The correct way to eat a cockroach, at least in this corner of northern China, is to fry it not once but twice in a wok of smoking hot oil.

The cockroach, whose innards resemble cottage cheese, has an earthy taste, with a slight twinge of ammonia. But they have become popular in China not for their taste, but for their medicinal benefits.

"They really are a miracle drug," said Liu Yusheng, a professor at the Shandong Agricultural university and the head of Shandong province's Insect Association. "They can cure a number of ailments and they work much faster than other medicine."

For a decade, Mr Wang farmed another type of insect, Eupolyphaga Sinensis, which is also used in Traditional Chinese Medicine.

But in the past two years, the demand for cockroaches has soared, and Mr Wang has switched his entire production to Periplaneta americana, or the American cockroach, a copper-coloured insect that grows to just over an inch and a half.

"These are not the same ones you see in your home, those are German cockroaches," he said. "There are hundreds of species of cockroaches, but only this one has any medicinal value. It is native to Guangdong province."

Inside his bunkers are hundreds of nests, bolted together from concrete roof tiles, that line the shelves of dark corridors.

The doorways are lined with mesh, but some cockroaches have clustered on the low ceilings overhead and the air is heavy with a fetid stink. "That is just how they smell," Mr Wang shrugged.

Last month was harvest time across Shandong. As farmers elsewhere in the province picked apples and cut corn, Mr Wang reaped huge sackfuls of roaches.

"We kill them before they reach four months old, because then their wings are fully grown and they can fly," he said. "They are very easy to kill, we take large vats of boiling water into the corridors and dunk the nests into them."

His entire output is sold to pharmaceutical companies, he said, and the price has risen strongly. Since 2011, he has quintupled production, to more than 100 tons a year, and he has eight workers.

Outside his farm, another man is waiting to be shown around. Since this spring, Mr Wang has had 100 enquiries from would-be cockroach farmers and has helped to build 30 other farms.

"Oh, the money is good," said Xiao Zhongwu, a wiry 49-year-old who has a smaller set of farms in the countryside near Qufu, the birthplace of Confucius. "I have a trucking business too, transporting marble, paper and farm products for local companies. But that brings in pocket money: it is cockroaches that bring in the big money."

Mr Xiao said he had invested £160,000 in building a series of small farms, their windows taped over with plastic sheeting to stop the cockroaches from escaping.

But, he said, he earns at least £30,000 a year from the insects, and up to £90,000 in a good year. "The pharmaceutical companies set the price, but I stockpile my cockroaches when the supply is plentiful to wait for when the demand picks up."
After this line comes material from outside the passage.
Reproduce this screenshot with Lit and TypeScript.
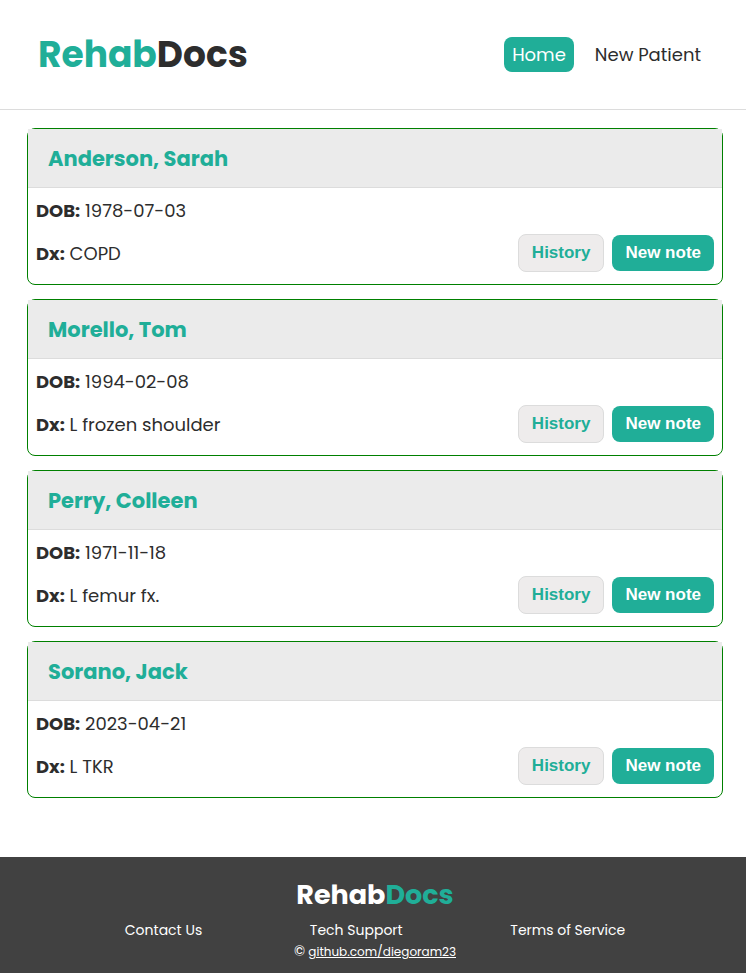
import { LitElement, html, css } from "lit";
import { customElement, property } from "lit/decorators.js";

interface Patient {
  name: string;
  dob: string;
  dx: string;
}

const PATIENTS: Patient[] = [
  { name: "Anderson, Sarah", dob: "1978-07-03", dx: "COPD" },
  { name: "Morello, Tom", dob: "1994-02-08", dx: "L frozen shoulder" },
  { name: "Perry, Colleen", dob: "1971-11-18", dx: "L femur fx." },
  { name: "Sorano, Jack", dob: "2023-04-21", dx: "L TKR" },
];

@customElement("patient-card")
export class PatientCard extends LitElement {
  @property({ attribute: false }) patient!: Patient;

  static styles = css`
    :host {
      display: block;
    }
    .card {
      border: 1px solid green;
      border-radius: 8px;
    }
    .name {
      margin: 0;
      padding: 15px 20px 13px;
      background: #ebebeb;
      border-bottom: 1px solid #dcdcdc;
      color: #20ae98;
      font-size: 21px;
      line-height: 30px;
      font-weight: 700;
    }
    .body {
      padding: 8px 8px 12px;
    }
    .line {
      margin: 0;
      font-size: 18px;
      line-height: 29px;
    }
    .row {
      display: flex;
      align-items: center;
      justify-content: space-between;
      margin-top: 9px;
    }
    .actions {
      display: flex;
      align-items: center;
      gap: 8px;
    }
    .button {
      height: 36px;
      padding: 0 13px;
      border: 0;
      border-radius: 8px;
      background: #20ae98;
      color: #fff;
      font: 700 17px "Liberation Sans", Arial, sans-serif;
      cursor: pointer;
    }
    .secondary {
      height: 38px;
      border: 1px solid #dcdcdc;
      background: #eeecec;
      color: #20ae98;
    }
  `;

  render() {
    const { name, dob, dx } = this.patient;
    return html`
      <article class="card">
        <h2 class="name">${name}</h2>
        <div class="body">
          <p class="line"><strong>DOB:</strong> ${dob}</p>
          <div class="row">
            <p class="line"><strong>Dx:</strong> ${dx}</p>
            <div class="actions">
              <button class="button secondary" type="button">History</button>
              <button class="button" type="button">New note</button>
            </div>
          </div>
        </div>
      </article>
    `;
  }
}

@customElement("app-root")
export class AppRoot extends LitElement {
  static styles = css`
    :host {
      display: flex;
      flex-direction: column;
      min-height: 100vh;
      background: #fff;
      color: #2d2d2d;
      font-family: Poppins, Inter, sans-serif;
    }
    .header {
      display: flex;
      align-items: center;
      justify-content: space-between;
      padding: 26px 37px 26px 38px;
      border-bottom: 1px solid #dcdcdc;
    }
    .logo {
      margin: 0;
      font-size: 36px;
      line-height: 57px;
      font-weight: 700;
    }
    .accent {
      color: #20ae98;
    }
    .nav {
      display: flex;
      gap: 13px;
    }
    .nav-link {
      padding: 4px 8px;
      border-radius: 8px;
      color: inherit;
      font-size: 18px;
      line-height: 27px;
      text-decoration: none;
    }
    .active {
      background: #20ae98;
      color: #fff;
    }
    .list {
      display: grid;
      gap: 14px;
      padding: 18px 23px 58px 27px;
    }
    .footer {
      margin-top: auto;
      padding: 17px 23px 11px 27px;
      background: #414141;
      color: #fff;
      text-align: center;
    }
    .footer-logo {
      margin: 0;
      font-size: 27px;
      line-height: 42px;
      font-weight: 700;
    }
    .links {
      display: flex;
      justify-content: space-around;
      padding: 4px 44px 0;
      font-size: 14px;
      line-height: 21px;
    }
    .footer-link {
      color: inherit;
      text-decoration: none;
    }
    .credit {
      margin: 0;
      font-size: 12px;
      line-height: 20px;
    }
    .copyright {
      font-size: 14px;
    }
    .credit-link {
      color: inherit;
    }
  `;

  render() {
    return html`
      <header class="header">
        <h1 class="logo"><span class="accent">Rehab</span>Docs</h1>
        <nav class="nav">
          <a class="nav-link active" href="#home">Home</a>
          <a class="nav-link" href="#new-patient">New Patient</a>
        </nav>
      </header>
      <main class="list">
        ${PATIENTS.map((p) => html`<patient-card .patient=${p}></patient-card>`)}
      </main>
      <footer class="footer">
        <p class="footer-logo">Rehab<span class="accent">Docs</span></p>
        <nav class="links">
          <a class="footer-link" href="#contact">Contact Us</a>
          <a class="footer-link" href="#support">Tech Support</a>
          <a class="footer-link" href="#terms">Terms of Service</a>
        </nav>
        <p class="credit">
          <span class="copyright">©</span>
          <a class="credit-link" href="https://github.com/diegoram23">github.com/diegoram23</a>
        </p>
      </footer>
    `;
  }
}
Mr Xiao feeds his cockroaches a "special formula" of mashed up vegetables and waste to produce the high levels of amino acids that his buyers demand.
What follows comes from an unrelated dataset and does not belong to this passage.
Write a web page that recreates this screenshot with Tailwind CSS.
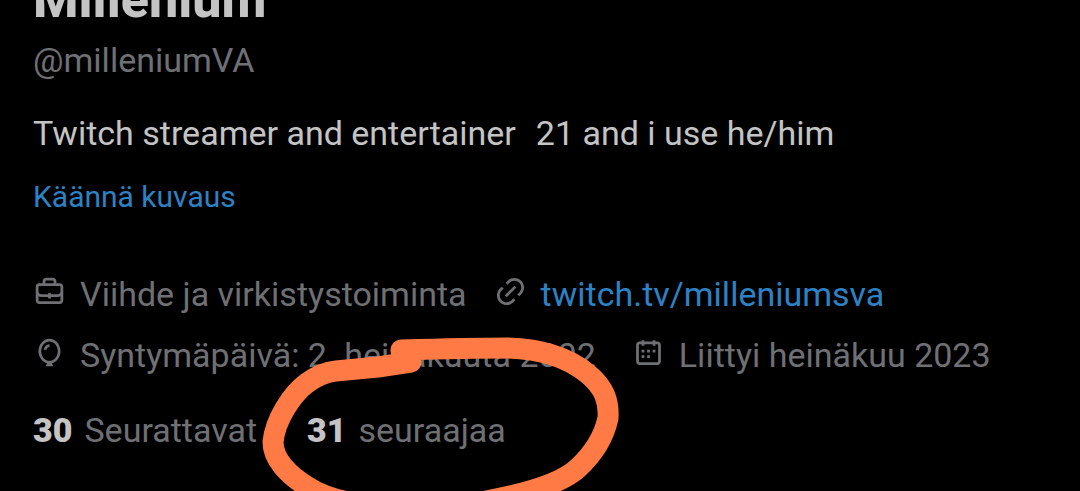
<!DOCTYPE html>
<html lang="fi">

<head>
    <meta charset="UTF-8">
    <meta name="viewport" content="width=device-width, initial-scale=1.0">
    <script src="https://cdn.jsdelivr.net/npm/@tailwindcss/browser@4"></script>
    <title>Millenium (@milleniumVA)</title>
</head>

<body class="relative min-h-screen overflow-hidden bg-black font-['Roboto',sans-serif] text-[34px] leading-[60px] text-[#6e7074]">
    <!-- Profile -->
    <main class="px-[33px]">
        <header>
            <h1 class="-mt-[30px] text-[52px] font-extrabold text-[#c4c4c4]">Millenium</h1>
            <p>@milleniumVA</p>
        </header>

        <p class="mt-[13px] flex gap-[20px] text-[#c4c4c4]">
            <span>Twitch streamer and entertainer</span>
            <span>21 and i use he/him</span>
        </p>
        <button type="button" class="mt-[4px] block text-[30px] text-[#2d82c4]">Käännä kuvaus</button>

        <!-- Details -->
        <ul class="mt-[37px] flex flex-col gap-px">
            <li class="flex items-center gap-[27px]">
                <span class="flex items-center gap-[14px]">
                    <svg class="-mt-[6px] size-[33px] fill-current" viewBox="0 0 24 24" aria-hidden="true">
                        <path d="M19.5 6H17V4.5C17 3.12 15.88 2 14.5 2h-5C8.12 2 7 3.12 7 4.5V6H4.5C3.12 6 2 7.12 2 8.5v10C2 19.88 3.12 21 4.5 21h15c1.38 0 2.5-1.12 2.5-2.5v-10C22 7.12 20.88 6 19.5 6zM9 4.5c0-.28.23-.5.5-.5h5c.28 0 .5.22.5.5V6H9V4.5zm11 14c0 .28-.22.5-.5.5h-15c-.27 0-.5-.22-.5-.5v-3.04c.59.35 1.27.54 2 .54h5v1h2v-1h5c.73 0 1.41-.19 2-.54v3.04zm0-6.49c0 1.1-.9 1.99-2 1.99h-5v-1h-2v1H6c-1.1 0-2-.9-2-2V8.5c0-.28.23-.5.5-.5h15c.28 0 .5.22.5.5v3.51z" />
                    </svg>
                    Viihde ja virkistystoiminta
                </span>
                <span class="flex items-center gap-[14px]">
                    <svg class="-mt-[6px] size-[33px] fill-current" viewBox="0 0 24 24" aria-hidden="true">
                        <path d="M18.36 5.64c-1.95-1.96-5.11-1.96-7.07 0L9.88 7.05 8.46 5.64l1.42-1.42c2.73-2.73 7.16-2.73 9.9 0 2.73 2.74 2.73 7.17 0 9.9l-1.42 1.42-1.41-1.42 1.41-1.41c1.96-1.96 1.96-5.12 0-7.07zm-2.12 3.53l-7.07 7.07-1.41-1.41 7.07-7.07 1.41 1.41zm-12.02.71l1.42-1.42 1.41 1.42-1.41 1.41c-1.96 1.96-1.96 5.12 0 7.07 1.95 1.96 5.11 1.96 7.07 0l1.41-1.41 1.42 1.41-1.42 1.42c-2.73 2.73-7.16 2.73-9.9 0-2.73-2.74-2.73-7.17 0-9.9z" />
                    </svg>
                    <a href="#" class="text-[#2d82c4]">twitch.tv/milleniumsva</a>
                </span>
            </li>
            <li class="flex items-center gap-[36px]">
                <span class="flex items-center gap-[14px]">
                    <svg class="-mt-[6px] size-[33px] fill-current" viewBox="0 0 24 24" aria-hidden="true">
                        <path d="M8 10c0-2.21 1.79-4 4-4v2c-1.1 0-2 .9-2 2H8zm12 1c0 4.27-2.69 8.01-6.44 8.83L15 22H9l1.45-2.17C6.7 19.01 4 15.27 4 11c0-4.84 3.46-9 8-9s8 4.16 8 9zm-8 7c3.19 0 6-3 6-7s-2.81-7-6-7-6 3-6 7 2.81 7 6 7z" />
                    </svg>
                    Syntymäpäivä: 2. heinäkuuta 2002
                </span>
                <span class="flex items-center gap-[14px]">
                    <svg class="-mt-[6px] size-[33px] fill-current" viewBox="0 0 24 24" aria-hidden="true">
                        <path d="M7 4V3h2v1h6V3h2v1h1.5C19.89 4 21 5.12 21 6.5v12c0 1.38-1.11 2.5-2.5 2.5h-13C4.12 21 3 19.88 3 18.5v-12C3 5.12 4.12 4 5.5 4H7zm0 2H5.5c-.27 0-.5.22-.5.5v12c0 .28.23.5.5.5h13c.28 0 .5-.22.5-.5v-12c0-.28-.22-.5-.5-.5H17v1h-2V6H9v1H7V6zm0 6h2v-2H7v2zm0 4h2v-2H7v2zm4-4h2v-2h-2v2zm0 4h2v-2h-2v2zm4-4h2v-2h-2v2z" />
                    </svg>
                    Liittyi heinäkuu 2023
                </span>
            </li>
        </ul>

        <!-- Follow counts -->
        <nav class="mt-[15px] flex gap-[50px]">
            <a href="#" class="flex gap-[12px]"><strong class="font-black text-[#c4c4c4]">30</strong> Seurattavat</a>
            <a href="#" class="flex gap-[12px]"><strong class="font-black text-[#c4c4c4]">31</strong> seuraajaa</a>
        </nav>
    </main>

    <!-- Marker drawing -->
    <svg class="pointer-events-none absolute left-0 top-0 h-[491px] w-[1080px]" viewBox="0 0 1080 491" fill="none" stroke="#ff7a45" stroke-width="21" stroke-linecap="round" stroke-linejoin="round" aria-hidden="true">
        <path d="M401 350 C435 349 470 348 508 348 C545 349 570 359 588 374 C605 388 609 402 608 418 C604 437 592 455 578 468 C562 483 530 493 486 501 C430 512 345 511 308 487 C288 475 273 459 273 442 C275 420 292 394 307 383 C318 375 326 372 336 371 L378 367 L411 362 L401 351" />
    </svg>
</body>

</html>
But, he said, farming the bugs is very simple. "Just keep them warm and they are happy."

Until now, the industry, while booming, has remained mostly under the radar. But in August, a million cockroaches escaped from a farm in Jiangsu province, making headlines in the Chinese media.

Wang Pengsheng, a 38-year-old former engineer, said he had bought the plot of land to raise the insects after six months of research into the industry. He bought more than 80kg of eggs for £10,000 and set up his farm.

But while he was out inspecting the goats and pigs he was raising elsewhere, the local government deemed his building illegal and knocked it down.

"When I came back in the evening, everything was gone, reduced to rubble," he said. "Afterwards, a team of exterminators came around to try to kill all the escaped cockroaches."

Mr Wang said he was determined to start again. "The problem is that the government has been under pressure from people saying the cockroaches are pests and they should not let me rebuild."

In Jinan, the other Mr Wang said he had heard of the misfortune suffered by his namesake. But, he added, he has not had any recent break outs from his farm. "In the beginning a few got away. But since we covered all the windows and doors with mesh, they have been well trapped," he said.